I concur on a personal basis but from my perspective the issue has nothing to do with me. It has to do with protecting all of the sheep, err users, I'm responsible for protecting that don't understand SSL, SSH, etc. and never will because it's not something they care to understand. This is potentially a big deal from the standpoint that, assuming it is as Kaminsky claims, and the perps start using it they have a great vehicle for a new phishing variation. Yes, SSL can prevent this, but only if the user bothers to look. So the bot herders update their bots to mass poison caches with their fake e-bay site and suddenly they get a lot more success and I have to explain over and over to the sheep, err users. *shrug*
Use case:
1. User enters www.internetbank.com in the browser
2. Poisoned DNS returns attacking server
3. User does unencrypted login to attacking server which proxies to the TLS-protected internet-bank
4. You have MITM without the user noticing, even though the bank doesn't allow non-TLS connections
When this is done to the resolvers at a large ISP, lots of customers will be affected (since they in general won't check to see if their login is encrypted, perhaps they checked that the first time they used the bank).
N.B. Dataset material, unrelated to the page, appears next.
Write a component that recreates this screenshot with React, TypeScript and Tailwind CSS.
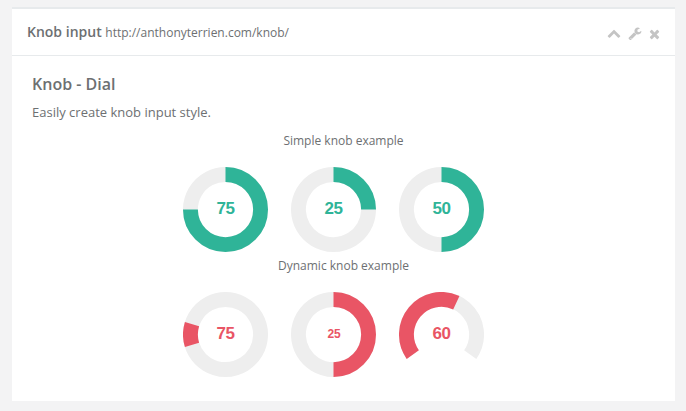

If a single gateway device is owned, only you are affected. That is a huge difference.
Yeah (using evan's first point as a jumping off place), secure protocols arent universal. Not everyone uses them. That doesn't change Halvar's point, which is that your default assumption is gateway compromise. The lack of secure protocols being used everywhere is a problem with or without the DNS issue. You had to encrypt and protect inside the border already. Just because people weren't doing so doesn't change that, IMO.
imo, the big story here is the coordinated vendor response/patching...
Even tho this dns poisoning stuff kinda old ( I think we won't be suprised when kazencky or whoever expose "his great finidng") , I've been here long enough to know how many "opponents" using this attack, and not so many. Doing any kind of MITM attacks in real -not in theory- isn't just clicking on a button.
So who poisons the dns servers and why? Usually not fraudsters, but defacers, who badly want to "deface" a site or hackers who are willing to put a lot of effort to pwn someone's network.
And BTW f-ck security industry, ripe, isc, cert they deserve to get owned.
hmm.. yup I do think your overlooking something. Well, obviously you understand all the technical whatnot but:
"The basic assumption is always my gateway is controlled by my opponent"
This isn't how people browse the net, they type www.mybank.com, and expect the web page returned to be the real one. That's what the fuss is all about. Non-techie's, businesses, not clever peeps like yourself.
Hi Halvar!
I agree with you that it's a very nice bug and people just took it a little our of proportion. What I can understand is where they are coming from. Simple users don't even know what SSL is, they see the "Lock picture" on the bank's website and they feel safe. The media's point is that this can be used for stealing user accounts (replacing a login server for exmaple yahoo, gmail) infecting(like changing the dns of common software like winamp.com and implementing a server with a downloadable /winampsetup.exe...) or phishing a few million people with so little effort at one single point, is dangerous. Still, this doesn't interest or scare me at all. I will keep feeling that a good remote code execution in Internet Explorer is more dangerous :)
I'm late to the party, sorry about that.
I strongly agree with Halvar - a sensible, security-aware person must assume that their gateway is owned, and we certainly need to have SSL everywhere.
Problem is - we don't! Most websites worldwide still operate on plaintext HTTP! Most people don't even use SSL for services that require login!
And then you have all those HTTP servers (no SSL) that serve pages which take in scripts from Google analytics, which scripts themselves are served from plain HTTP...
It's absolutely horrible, but I think we'll need to see actual attacks on larger scales before everyone figures out: "Gee, maybe we should redirect our incoming traffic to HTTPS... dontcha think?"